--- Problem statement ---
Transcribe all of the material below word for word and leave out its pictures.

----------

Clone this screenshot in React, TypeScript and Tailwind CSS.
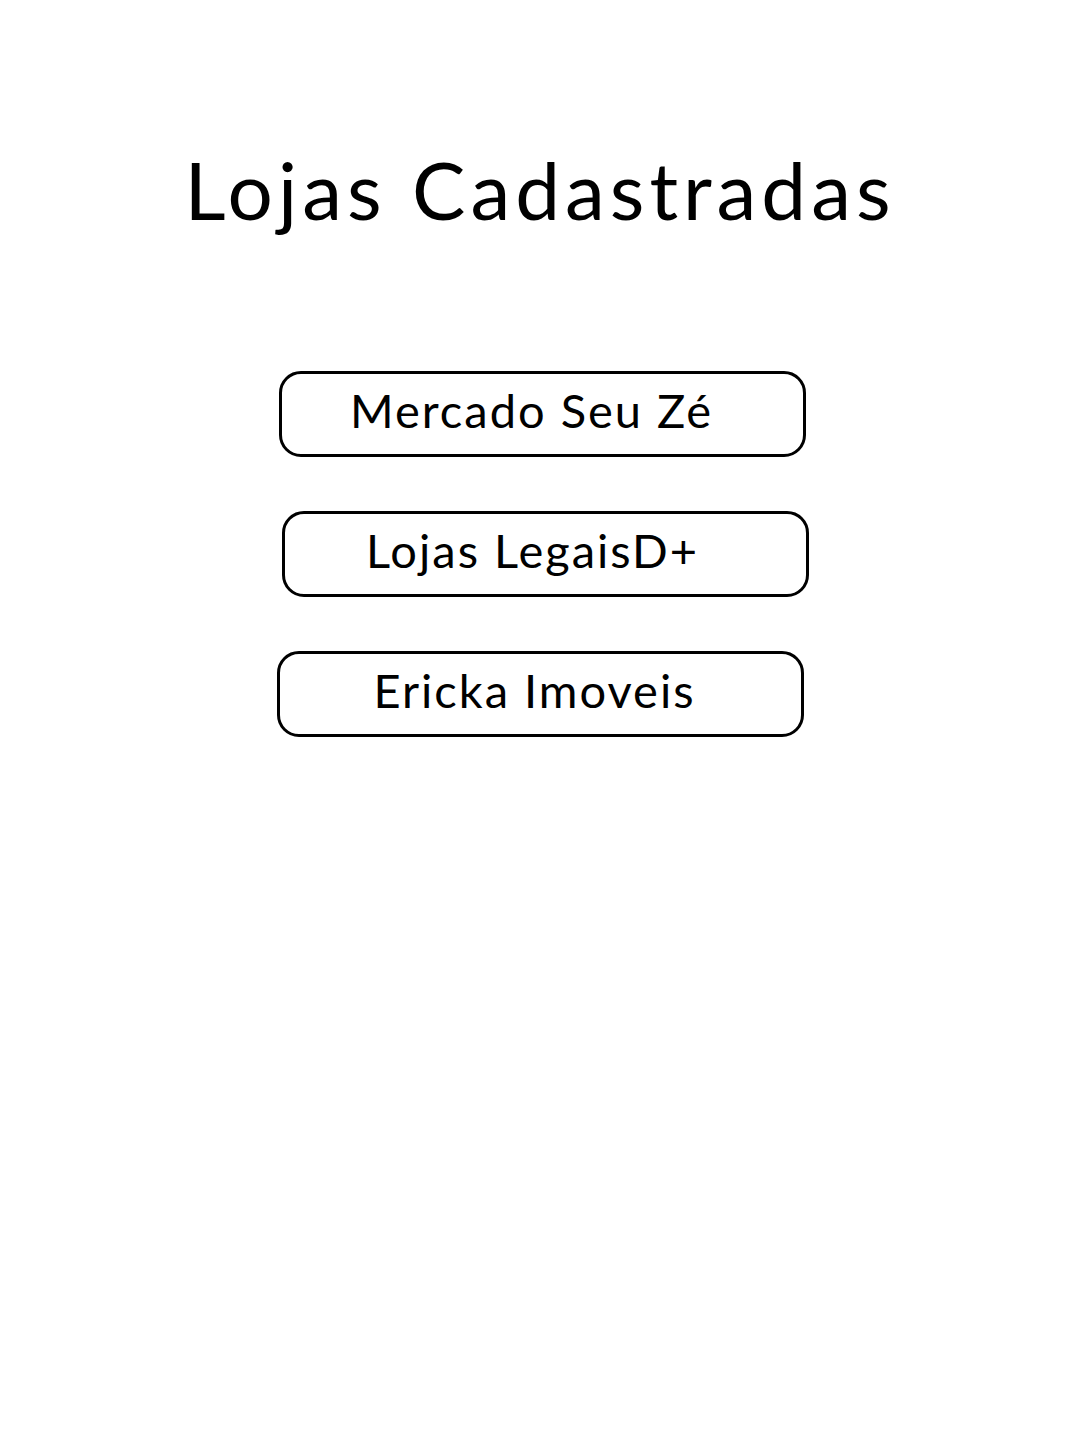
import React from "react";

const stores = [
  { name: "Mercado Seu Zé", cls: "ml-[279px] pr-[22px]" },
  { name: "Lojas LegaisD+", cls: "ml-[282px] pr-[26px]" },
  { name: "Ericka Imoveis", cls: "ml-[277px] pr-[12px]" },
];

export default function App() {
  return (
    <div className="w-[1080px] min-h-[1440px] bg-white text-black" style={{ fontFamily: "Lato, 'Noto Sans', sans-serif" }}>
      <h1 className="pt-[134px] text-center text-[80px] leading-[110px] font-normal tracking-[5px]">Lojas Cadastradas</h1>
      <div className="mt-[127px] flex flex-col gap-[54px]">
        {stores.map((s) => (
          <div
            key={s.name}
            className={`${s.cls} w-[527px] h-[86px] rounded-[22px] border-[3px] border-black flex items-center justify-center pb-[8px] text-[47px] leading-none tracking-[2px]`}
          >
            {s.name}
          </div>
        ))}
      </div>
    </div>
  );
}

----------

--- Solution below ---
Clone this screenshot in React, TypeScript and Tailwind CSS.
import React from "react";

const stores = [
  { name: "Mercado Seu Zé", cls: "ml-[279px] pr-[22px]" },
  { name: "Lojas LegaisD+", cls: "ml-[282px] pr-[26px]" },
  { name: "Ericka Imoveis", cls: "ml-[277px] pr-[12px]" },
];

export default function App() {
  return (
    <div className="w-[1080px] min-h-[1440px] bg-white text-black" style={{ fontFamily: "Lato, 'Noto Sans', sans-serif" }}>
      <h1 className="pt-[134px] text-center text-[80px] leading-[110px] font-normal tracking-[5px]">Lojas Cadastradas</h1>
      <div className="mt-[127px] flex flex-col gap-[54px]">
        {stores.map((s) => (
          <div
            key={s.name}
            className={`${s.cls} w-[527px] h-[86px] rounded-[22px] border-[3px] border-black flex items-center justify-center pb-[8px] text-[47px] leading-none tracking-[2px]`}
          >
            {s.name}
          </div>
        ))}
      </div>
    </div>
  );
}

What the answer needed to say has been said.